Over the period of last 20 months, the Indian income tax department has recovered Rs 37,000 crore from individuals who failed to file returns despite having taxable income, as per a report by Economic times.
Income Tax Recovery From Tax Evasion
It appears that the Indian Income tax department has recovered ₹37,000 crore over the last 20 months from individuals who were not filing returns despite taxable income, according to the officials.
Basically, they have found discrepancies in their analysis of high-value transactions like property and luxury purchases.
This is made possible with a stricter tax collection system which aids in tracking these transactions.
Further, leading to recoveries, including ₹1,320 crore from those engaged in high-value deals.
There were instances of individuals filing returns declaring zero income despite large spending and tax liability, said the official.
How Did This Happen?
In their data analysis on high-value transactions which include purchase of gems and jewellery, property and spending on luxury holidays, the payments were made by cash.
They have done this analysis on data since 2019-20 before reaching out to them.
According to a senior official, “These are the cases where people were not filing tax returns despite making large purchases. The department had reached out to them over the past 20 months.”
It appears that the government has a widened and more stringent tax collection and deduction at source (TDS) regime that has aided in tracking high-value transactions that may have somehow skipped the lens earlier, said the official.

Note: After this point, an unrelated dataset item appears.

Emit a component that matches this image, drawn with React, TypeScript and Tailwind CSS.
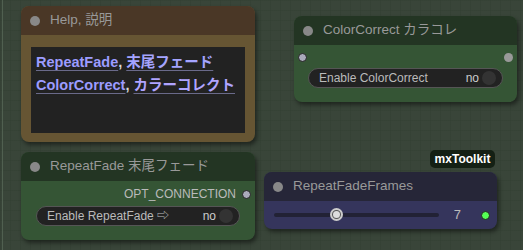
import React from "react";

const font = "font-['Liberation_Sans','Noto_Sans_CJK_JP',sans-serif]";

function Dot({ className = "" }: { className?: string }) {
  return <span className={"block h-[9px] w-[9px] rounded-full " + className} />;
}

function Toggle({ label }: { label: string }) {
  return (
    <div className="flex h-[20px] items-center rounded-full border border-[#555] bg-[#222] pl-[10px] pr-[6px] text-[12px] text-[#bbb]">
      <span className="flex-1 truncate">{label}</span>
      <span className="mr-[3px] text-[#ccc]">no</span>
      <span className="h-[14px] w-[14px] rounded-full bg-[#333]" />
    </div>
  );
}

function Title({ text, bg }: { text: string; bg: string }) {
  return (
    <div className={"flex h-[29px] items-center gap-[10px] rounded-t-[8px] pl-[9px] text-[13.5px] text-[#999] " + bg}>
      <span className="h-[10px] w-[10px] rounded-full bg-[#888]" />
      <span>{text}</span>
    </div>
  );
}

const link = "underline decoration-[#6a6a8a] decoration-1 underline-offset-[3px]";

export default function App() {
  return (
    <div
      className={
        "relative h-[250px] w-[523px] overflow-hidden bg-[#394539] " +
        "bg-[linear-gradient(#33403380_1px,transparent_1px),linear-gradient(90deg,#33403380_1px,transparent_1px)] bg-[size:10px_10px] " +
        font
      }
    >
      <div className="absolute left-[2px] top-0 h-full w-[1px] bg-[#506050]" />

      {/* Help node */}
      <div className="absolute left-[21px] top-[6px] w-[234px] rounded-[8px] bg-[#665533] shadow-[2px_3px_4px_rgba(0,0,0,0.45)]">
        <Title text="Help, 説明" bg="bg-[#4a3726]" />
        <div className="px-[10px] pb-[9px] pt-[12px]">
          <div className="h-[86px] whitespace-nowrap bg-[#222] px-[5px] pt-[4px] text-[14.5px] font-bold leading-[23px] text-[#ddd]">
            <div>
              <span className={"text-[#9c9cff] " + link}>RepeatFade</span>,{" "}
              <span className={"text-[#a4a4ff] " + link}>末尾フェード</span>
            </div>
            <div>
              <span className={"text-[#9c9cff] " + link}>ColorCorrect</span>,{" "}
              <span className={"text-[#b0a4ff] " + link}>カラーコレクト</span>
            </div>
          </div>
        </div>
      </div>

      {/* ColorCorrect node */}
      <div className="absolute left-[294px] top-[16px] w-[223px] rounded-[8px] bg-[#355535] shadow-[2px_3px_4px_rgba(0,0,0,0.45)]">
        <Title text="ColorCorrect カラコレ" bg="bg-[#233523]" />
        <div className="flex flex-col px-[14px] pb-[14px] pt-[7px]">
          <div className="-mx-[10px] flex h-[11px] items-center justify-between">
            <Dot className="border border-[#222] bg-[#aab]" />
            <Dot className="bg-[#999]" />
          </div>
          <div className="mt-[5px]">
            <Toggle label="Enable ColorCorrect" />
          </div>
        </div>
      </div>

      {/* RepeatFade node */}
      <div className="absolute left-[21px] top-[152px] w-[234px] rounded-[8px] bg-[#355535] shadow-[2px_3px_4px_rgba(0,0,0,0.45)]">
        <Title text="RepeatFade 末尾フェード" bg="bg-[#233523]" />
        <div className="flex flex-col px-[15px] pb-[14px] pt-[6px]">
          <div className="-mr-[11px] flex h-[14px] items-center justify-end gap-[6px] text-[12px] text-[#bbb]">
            <span>OPT_CONNECTION</span>
            <Dot className="border border-[#222] bg-[#aab]" />
          </div>
          <div className="mt-[5px]">
            <Toggle label="Enable RepeatFade ⇨" />
          </div>
        </div>
      </div>

      {/* mxToolkit badge */}
      <div className="absolute left-[430px] top-[150px] flex h-[18px] w-[65px] items-center justify-center rounded-[5px] bg-[#142014] text-[12px] font-bold text-white">
        mxToolkit
      </div>

      {/* RepeatFadeFrames node */}
      <div className="absolute left-[264px] top-[172px] w-[233px] rounded-[8px] bg-[#35355c] shadow-[2px_3px_4px_rgba(0,0,0,0.45)]">
        <Title text="RepeatFadeFrames" bg="bg-[#262638]" />
        <div className="flex h-[28px] items-center pl-[10px] pr-[7px]">
          <div className="relative h-[4px] w-[165px] rounded-full bg-[#222235]">
            <span className="absolute left-[56px] top-[-5px] h-[13px] w-[13px] rounded-full border-2 border-[#ccc] bg-[#555] p-[1px]">
              <span className="block h-full w-full rounded-full bg-[#ddd]" />
            </span>
          </div>
          <span className="ml-auto mr-[20px] text-[13px] text-[#bbb]">7</span>
          <Dot className="h-[8px] w-[8px] border border-[#222] bg-[#55ff55]" />
        </div>
      </div>
    </div>
  );
}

Further adding that there were instances of individuals filing returns declaring zero income despite large spending and tax liability.

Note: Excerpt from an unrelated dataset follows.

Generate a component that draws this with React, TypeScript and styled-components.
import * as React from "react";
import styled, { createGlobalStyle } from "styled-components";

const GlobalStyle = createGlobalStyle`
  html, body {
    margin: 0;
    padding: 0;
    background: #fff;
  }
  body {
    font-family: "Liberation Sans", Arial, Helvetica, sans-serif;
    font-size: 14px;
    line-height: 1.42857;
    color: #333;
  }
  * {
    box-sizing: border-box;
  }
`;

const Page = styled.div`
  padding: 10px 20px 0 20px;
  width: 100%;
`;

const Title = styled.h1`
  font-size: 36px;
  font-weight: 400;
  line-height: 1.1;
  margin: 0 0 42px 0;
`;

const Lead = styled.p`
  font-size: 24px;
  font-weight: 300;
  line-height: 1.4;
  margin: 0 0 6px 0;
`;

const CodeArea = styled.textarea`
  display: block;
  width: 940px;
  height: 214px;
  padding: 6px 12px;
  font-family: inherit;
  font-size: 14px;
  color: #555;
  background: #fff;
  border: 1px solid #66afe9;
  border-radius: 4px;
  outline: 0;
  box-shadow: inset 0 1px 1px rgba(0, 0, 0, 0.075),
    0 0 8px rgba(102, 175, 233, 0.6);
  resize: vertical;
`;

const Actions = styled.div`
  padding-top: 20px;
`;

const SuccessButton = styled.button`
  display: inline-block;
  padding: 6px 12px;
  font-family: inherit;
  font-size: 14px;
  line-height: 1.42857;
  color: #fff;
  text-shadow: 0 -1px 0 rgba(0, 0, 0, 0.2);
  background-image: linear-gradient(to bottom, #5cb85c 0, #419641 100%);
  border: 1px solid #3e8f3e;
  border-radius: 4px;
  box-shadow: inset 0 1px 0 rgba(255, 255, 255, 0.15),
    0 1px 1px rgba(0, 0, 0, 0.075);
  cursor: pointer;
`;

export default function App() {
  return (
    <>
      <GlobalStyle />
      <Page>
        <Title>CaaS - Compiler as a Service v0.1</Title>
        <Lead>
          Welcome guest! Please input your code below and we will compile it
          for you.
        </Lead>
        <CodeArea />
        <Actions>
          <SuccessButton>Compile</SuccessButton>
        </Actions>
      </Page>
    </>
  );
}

Under this initiative, the tax department is running an extensive campaign where it is reaching out to taxpayers who have an expenditure pattern that is not as per income declaration made in their tax returns.
In order to find such people, the government is using data and analytics to detect tax evasion.

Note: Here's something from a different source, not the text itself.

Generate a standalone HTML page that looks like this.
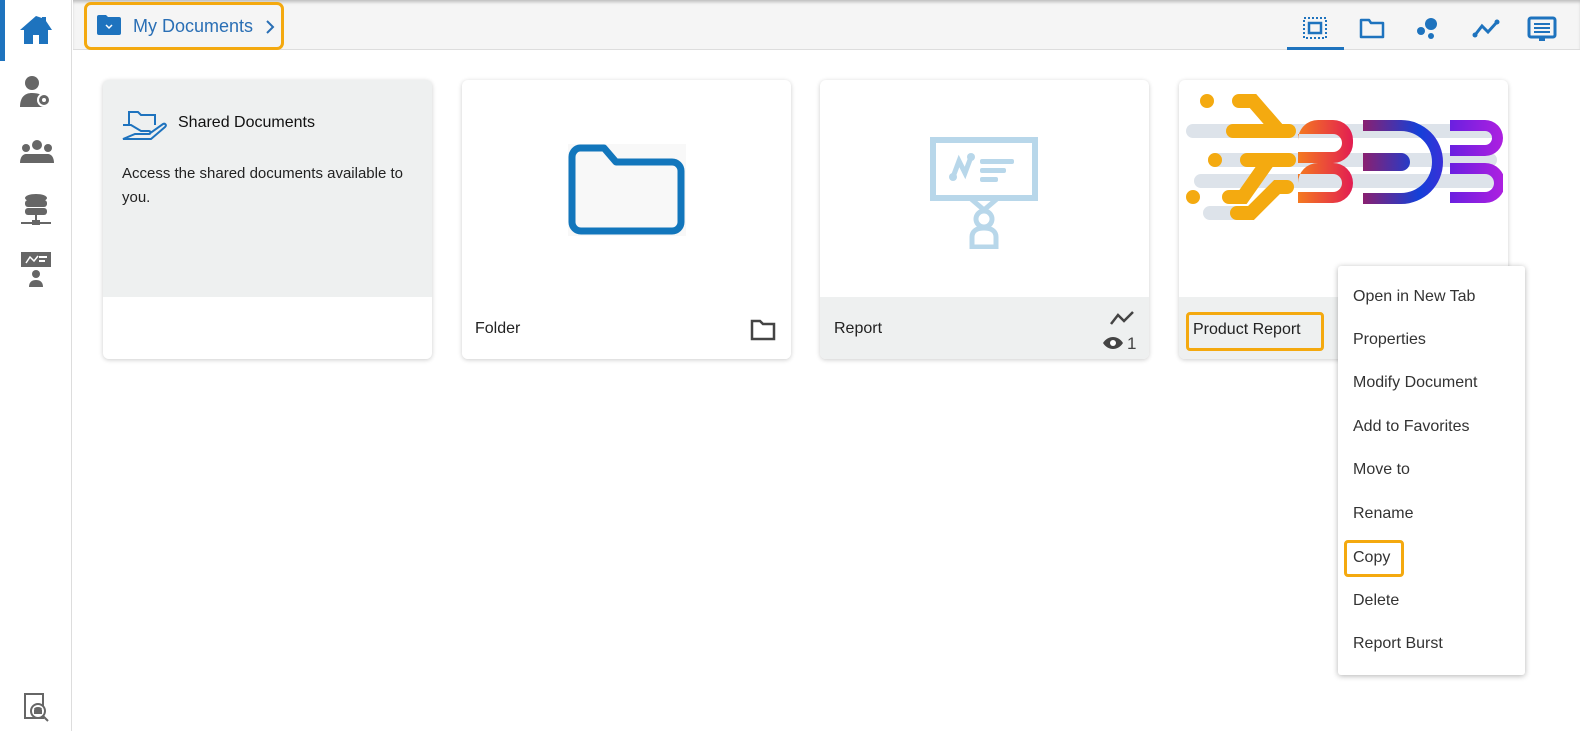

They have deployed the Non-Filer Monitoring System (NMS) aggressively since FY21 which identifies such individuals.
Moving ahead, the official said, “Data from multiple sources is being tapped and synchronised… This makes it easy for the department to identify such evasion and nab evaders.”
In the meantime, the Direct tax collections rose 15.4% to ₹12.10 lakh crore during April-November.
It included corporate tax of ₹5.10 lakh crore and non-corporate tax of ₹6.61 lakh crore, as per the official data.